Rank tests for PCA under weak identifiability
研究了在弱可识别性下,对椭圆分布形状矩阵的主特征向量进行假设检验的秩检验方法,证明了其渐近性质优于参数方法,并通过蒙特卡洛模拟验证。
In a triangular array framework where n observations are randomly sampled from a p-dimensional elliptical distribution with shape matrix Vn, we consider the problem of testing the null hypothesis H0:θ=θ0 against the alternative hypothesis H1:θ≠θ0, where θ is the (fixed) leading unit eigenvector of Vn and θ0 is a given unit p-vector. The dependence of the shape matrix on the sample size allows us to consider challenging asymptotic scenarios in which the parameter of interest θ is unidentified in the limit, because the ratio between both leading eigenvalues of Vn converges to one. We carefully study the corresponding limiting experiments under such weak identifiability, and we show that these may be LAN or non-LAN. While earlier work in the framework was strictly limited to Gaussian distributions, where the study of local log-likelihood ratios could simply rely on explicit expressions, our asymptotic investigation allows for essentially arbitrary elliptical distributions. This requires original results on quadratic mean differentiable families for triangular arrays of observations, which are likely to be of interest in other models, too. Even in non-LAN experiments, our results enable us to investigate, through Le Cam’s first and third lemmas, the asymptotic null and nonnull properties of multivariate rank tests. These nonparametric tests are shown to exhibit an excellent behavior under weak identifiability: not only do they maintain the target nominal size irrespective of the amount of weak identifiability, but they also keep their outstanding uniform efficiency properties under such nonstandard scenarios.
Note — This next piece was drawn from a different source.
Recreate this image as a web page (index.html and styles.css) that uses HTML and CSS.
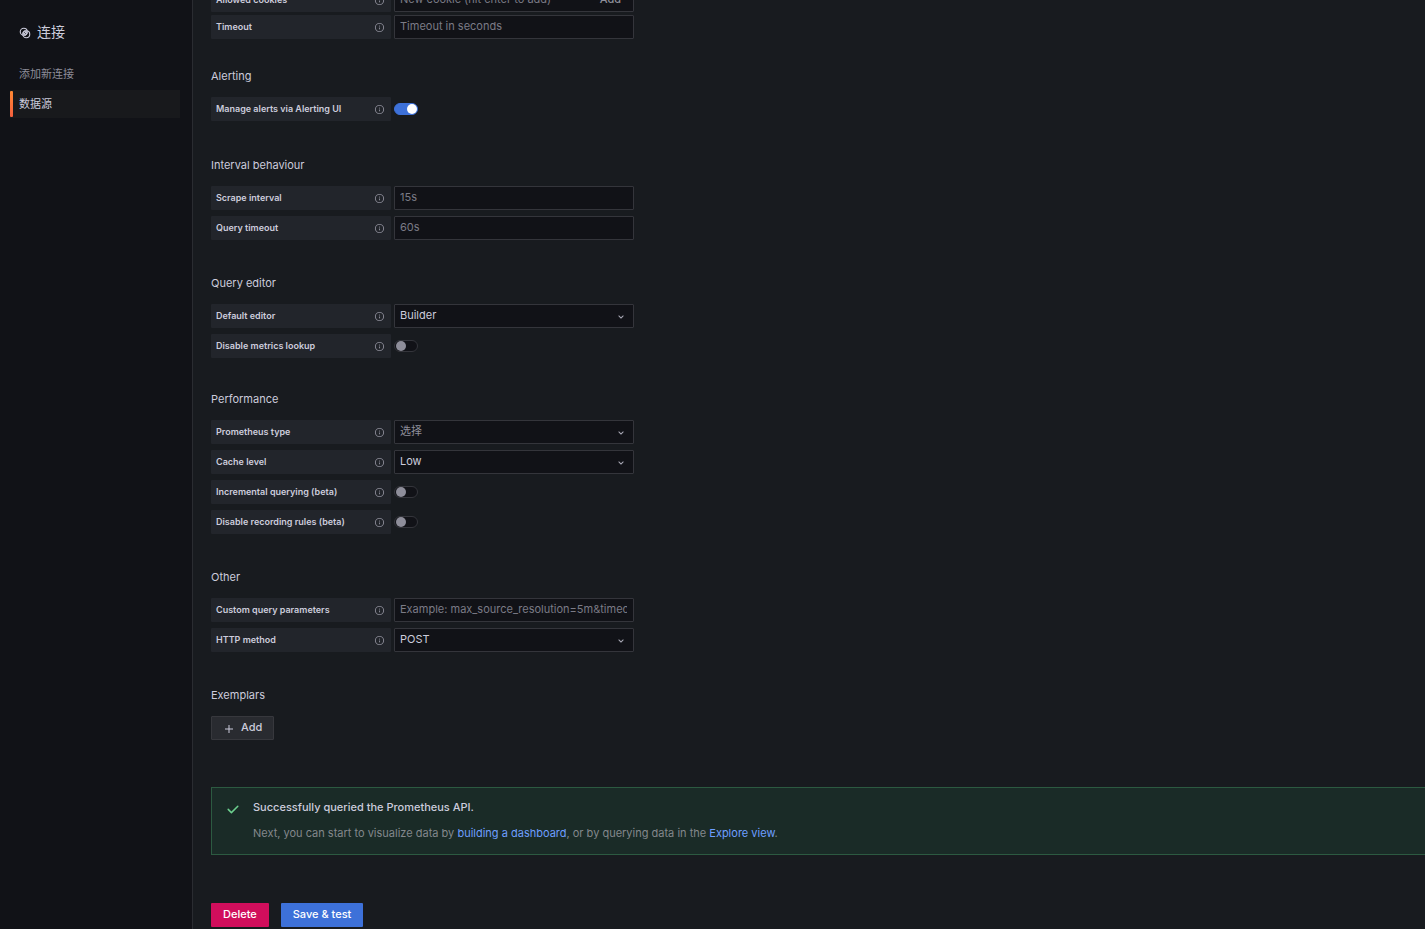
FILE: index.html
```html
<!DOCTYPE html>
<html lang="zh-CN">
<head>
    <meta charset="UTF-8">
    <meta name="viewport" content="width=device-width, initial-scale=1.0">
    <title>数据源 - 连接</title>
    <link rel="stylesheet" href="styles.css">
</head>
<body>
    <svg class="symbols" aria-hidden="true">
        <symbol id="info" viewBox="0 0 24 24">
            <path fill="currentColor" d="M12,2A10,10,0,1,0,22,12,10,10,0,0,0,12,2Zm0,18a8,8,0,1,1,8-8A8,8,0,0,1,12,20Zm0-8.5a1,1,0,0,0-1,1v3a1,1,0,0,0,2,0v-3A1,1,0,0,0,12,11.5Zm0-4a1.25,1.25,0,1,0,1.25,1.25A1.25,1.25,0,0,0,12,7.5Z"/>
        </symbol>
        <symbol id="angle-down" viewBox="0 0 24 24">
            <path fill="currentColor" d="M17,9.17a1,1,0,0,0-1.41,0L12,12.71,8.46,9.17a1,1,0,0,0-1.41,0,1,1,0,0,0,0,1.42l4.24,4.24a1,1,0,0,0,1.42,0L17,10.59A1,1,0,0,0,17,9.17Z"/>
        </symbol>
    </svg>

    <div class="page">
        <nav class="sidebar">
            <h1 class="sidebar-title">
                <svg class="sidebar-icon" viewBox="0 0 24 24" fill="none" stroke="currentColor" stroke-width="2.2">
                    <circle cx="9.5" cy="9.5" r="7"/>
                    <circle cx="14.5" cy="14.5" r="7"/>
                    <rect x="8.5" y="8.5" width="7" height="7" rx="2" transform="rotate(45 12 12)"/>
                    <path d="M9.5 14.5l5-5"/>
                </svg>
                连接
            </h1>
            <a class="sidebar-link" href="#">添加新连接</a>
            <a class="sidebar-link active" href="#">数据源</a>
        </nav>

        <main class="content">
            <form class="settings">
                <section class="group group-http">
                    <div class="row">
                        <label class="row-label" for="cookies">Allowed cookies <svg class="info"><use href="#info"/></svg></label>
                        <div class="field tags-field">
                            <input class="tags-input" id="cookies" type="text" placeholder="New cookie (hit enter to add)">
                            <button class="tags-add" type="button">Add</button>
                        </div>
                    </div>
                    <div class="row">
                        <label class="row-label" for="timeout">Timeout <svg class="info"><use href="#info"/></svg></label>
                        <input class="field" id="timeout" type="text" placeholder="Timeout in seconds">
                    </div>
                </section>

                <section class="group group-alerting">
                    <h2 class="group-title">Alerting</h2>
                    <div class="row">
                        <label class="row-label" for="manageAlerts">Manage alerts via Alerting UI <svg class="info"><use href="#info"/></svg></label>
                        <input class="switch" id="manageAlerts" type="checkbox" checked>
                    </div>
                </section>

                <section class="group">
                    <h2 class="group-title">Interval behaviour</h2>
                    <div class="row">
                        <label class="row-label" for="scrape">Scrape interval <svg class="info"><use href="#info"/></svg></label>
                        <input class="field" id="scrape" type="text" placeholder="15s">
                    </div>
                    <div class="row">
                        <label class="row-label" for="queryTimeout">Query timeout <svg class="info"><use href="#info"/></svg></label>
                        <input class="field" id="queryTimeout" type="text" placeholder="60s">
                    </div>
                </section>

                <section class="group group-editor">
                    <h2 class="group-title">Query editor</h2>
                    <div class="row">
                        <label class="row-label" for="editor">Default editor <svg class="info"><use href="#info"/></svg></label>
                        <div class="select-wrap">
                            <select class="field" id="editor">
                                <option>Builder</option>
                                <option>Code</option>
                            </select>
                            <svg class="arrow"><use href="#angle-down"/></svg>
                        </div>
                    </div>
                    <div class="row">
                        <label class="row-label" for="metricsLookup">Disable metrics lookup <svg class="info"><use href="#info"/></svg></label>
                        <input class="switch" id="metricsLookup" type="checkbox">
                    </div>
                </section>

                <section class="group">
                    <h2 class="group-title">Performance</h2>
                    <div class="row">
                        <label class="row-label" for="promType">Prometheus type <svg class="info"><use href="#info"/></svg></label>
                        <div class="select-wrap">
                            <select class="field empty" id="promType">
                                <option>选择</option>
                                <option>Prometheus</option>
                            </select>
                            <svg class="arrow"><use href="#angle-down"/></svg>
                        </div>
                    </div>
                    <div class="row">
                        <label class="row-label" for="cache">Cache level <svg class="info"><use href="#info"/></svg></label>
                        <div class="select-wrap">
                            <select class="field" id="cache">
                                <option>Low</option>
                                <option>Medium</option>
                                <option>High</option>
                            </select>
                            <svg class="arrow"><use href="#angle-down"/></svg>
                        </div>
                    </div>
                    <div class="row">
                        <label class="row-label" for="incremental">Incremental querying (beta) <svg class="info"><use href="#info"/></svg></label>
                        <input class="switch" id="incremental" type="checkbox">
                    </div>
                    <div class="row">
                        <label class="row-label" for="recording">Disable recording rules (beta) <svg class="info"><use href="#info"/></svg></label>
                        <input class="switch" id="recording" type="checkbox">
                    </div>
                </section>

                <section class="group">
                    <h2 class="group-title">Other</h2>
                    <div class="row">
                        <label class="row-label" for="params">Custom query parameters <svg class="info"><use href="#info"/></svg></label>
                        <input class="field" id="params" type="text" placeholder="Example: max_source_resolution=5m&amp;timeout=10">
                    </div>
                    <div class="row">
                        <label class="row-label" for="method">HTTP method <svg class="info"><use href="#info"/></svg></label>
                        <div class="select-wrap">
                            <select class="field" id="method">
                                <option>POST</option>
                                <option>GET</option>
                            </select>
                            <svg class="arrow"><use href="#angle-down"/></svg>
                        </div>
                    </div>
                </section>

                <section class="group">
                    <h2 class="group-title">Exemplars</h2>
                    <button class="btn btn-secondary" type="button">
                        <svg class="plus" viewBox="0 0 12 12" stroke="currentColor" stroke-width="1"><path d="M6 2v8M2 6h8"/></svg>
                        Add
                    </button>
                </section>

                <div class="alert" role="status">
                    <svg class="check" viewBox="0 0 14 14" fill="none" stroke="currentColor" stroke-width="1.5" stroke-linecap="round" stroke-linejoin="round"><path d="M2.2 7.4l3.2 3.2 6.4-6.4"/></svg>
                    <div class="alert-body">
                        <p class="alert-title">Successfully queried the Prometheus API.</p>
                        <p class="alert-text">Next, you can start to visualize data by <a href="#">building a dashboard</a>, or by querying data in the <a href="#">Explore view</a>.</p>
                    </div>
                </div>

                <div class="actions">
                    <button class="btn btn-danger" type="button">Delete</button>
                    <button class="btn btn-primary" type="submit">Save &amp; test</button>
                </div>
            </form>
        </main>
    </div>
</body>
</html>
```
FILE: styles.css
```css
* {
    box-sizing: border-box;
}
body {
    margin: 0;
    font-family: Inter, "Noto Sans CJK SC", sans-serif;
    font-size: 11px;
    line-height: 16px;
    color: #ccccdc;
    background-color: #181b1f;
}
h1, h2, p {
    margin: 0;
    font-weight: 400;
}
input, select, button {
    font: inherit;
    color: inherit;
}
a {
    color: #6e9fff;
    text-decoration: none;
}
.symbols {
    display: none;
}
.page {
    display: flex;
    height: 100vh;
    overflow: hidden;
}

/* sidebar */
.sidebar {
    flex: none;
    width: 193px;
    padding: 22px 12px 0 10px;
    background-color: #111217;
    border-right: 1px solid #2a2c31;
}
.sidebar-title {
    display: flex;
    align-items: center;
    gap: 6px;
    padding-left: 9px;
    margin-bottom: 18px;
    font-size: 14px;
    line-height: 20px;
}
.sidebar-icon {
    width: 12px;
    height: 12px;
    margin-top: 2px;
}
.sidebar-link {
    display: flex;
    align-items: center;
    height: 28px;
    margin-bottom: 2px;
    padding-left: 9px;
    color: #8e8e9a;
}
.sidebar-link.active {
    color: #ccccdc;
    padding-left: 0;
    gap: 6px;
    background-color: #18191c;
}
.sidebar-link.active::before {
    content: "";
    width: 3px;
    height: 26px;
    border-radius: 1px;
    background-image: linear-gradient(#ff8833, #f55f3e);
}

/* settings form */
.content {
    flex: 1;
    min-width: 0;
    padding-left: 18px;
}
.settings {
    margin-top: -12px;
}
.group {
    display: flex;
    flex-direction: column;
    align-items: flex-start;
    gap: 6px;
    margin-bottom: 34px;
}
.group-http {
    gap: 3px;
    margin-bottom: 28px;
}
.group-alerting {
    margin-bottom: 35px;
}
.group-editor {
    margin-bottom: 32px;
}
.group-title {
    margin-bottom: 6px;
    font-size: 11px;
    line-height: 18px;
}
.row {
    display: flex;
    align-items: center;
    gap: 3px;
    height: 24px;
}
.row-label {
    display: flex;
    align-items: center;
    justify-content: space-between;
    width: 180px;
    height: 24px;
    padding: 0 6px 0 5px;
    border-radius: 1px;
    background-color: #22252b;
    font-size: 9px;
    font-weight: 600;
}
.info {
    width: 11px;
    height: 11px;
    color: #8e8e9a;
}
.field {
    width: 240px;
    height: 24px;
    padding: 0 6px 2px 5px;
    border: 1px solid #34353b;
    border-radius: 1px;
    background-color: #111217;
    appearance: none;
    outline: none;
}
select.field {
    padding-bottom: 3px;
}
.field::placeholder, .tags-input::placeholder {
    color: #7b7b86;
    opacity: 1;
}
.field.empty {
    color: #8e8e9a;
}
.tags-field {
    display: flex;
    align-items: center;
}
.tags-input {
    flex: 1;
    min-width: 0;
    padding: 0;
    border: none;
    background: none;
    outline: none;
}
.tags-add {
    padding: 0 6px;
    border: none;
    background: none;
    color: #8e8e9a;
    font-weight: 500;
}
.select-wrap {
    position: relative;
}
.arrow {
    position: absolute;
    top: 7px;
    right: 7px;
    width: 12px;
    height: 12px;
    color: #a9a9b6;
    pointer-events: none;
}
.switch {
    display: flex;
    align-items: center;
    width: 24px;
    height: 12px;
    margin: 0;
    padding: 0 1px;
    border: 1px solid #34353b;
    border-radius: 6px;
    background-color: #111217;
    appearance: none;
}
.switch::before {
    content: "";
    width: 10px;
    height: 10px;
    border-radius: 50%;
    background-color: #8e8e9a;
}
.switch:checked {
    justify-content: flex-end;
    padding: 0;
    border-color: #3d71d9;
    background-color: #3d71d9;
}
.switch:checked::before {
    background-color: #ffffff;
}

/* buttons */
.btn {
    display: flex;
    align-items: center;
    height: 24px;
    padding: 0 12px 2px;
    border: none;
    border-radius: 1px;
    font-weight: 500;
}
.btn-secondary {
    gap: 6px;
    padding: 0 11px 2px;
    border: 1px solid #37383d;
    background-color: #292b30;
}
.btn-danger {
    background-color: #d10e5c;
    color: #ffffff;
}
.btn-primary {
    background-color: #3d71d9;
    color: #ffffff;
}
.plus {
    width: 12px;
    height: 12px;
    margin-top: 3px;
}
.actions {
    display: flex;
    gap: 12px;
}

/* result message */
.alert {
    display: flex;
    gap: 13px;
    margin: 47px 0 48px;
    padding: 11px 0 13px 14px;
    border: 1px solid #2c5a41;
    border-right: none;
    background-color: #1a2b27;
}
.check {
    width: 14px;
    height: 14px;
    margin-top: 3px;
    color: #6ccf8e;
}
.alert-title {
    margin-bottom: 10px;
    font-weight: 500;
}
.alert-text {
    color: #83888c;
}
```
In particular, Gaussian-score rank tests, under arbitrarily weak identifiability, still uniformly dominate their parametric pseudo-Gaussian competitor in terms of asymptotic relative efficiencies. Our theoretical results, which are the first ones to study rank tests in the triangular array framework allowing for weak identifiability, are supported by several Monte Carlo exercises.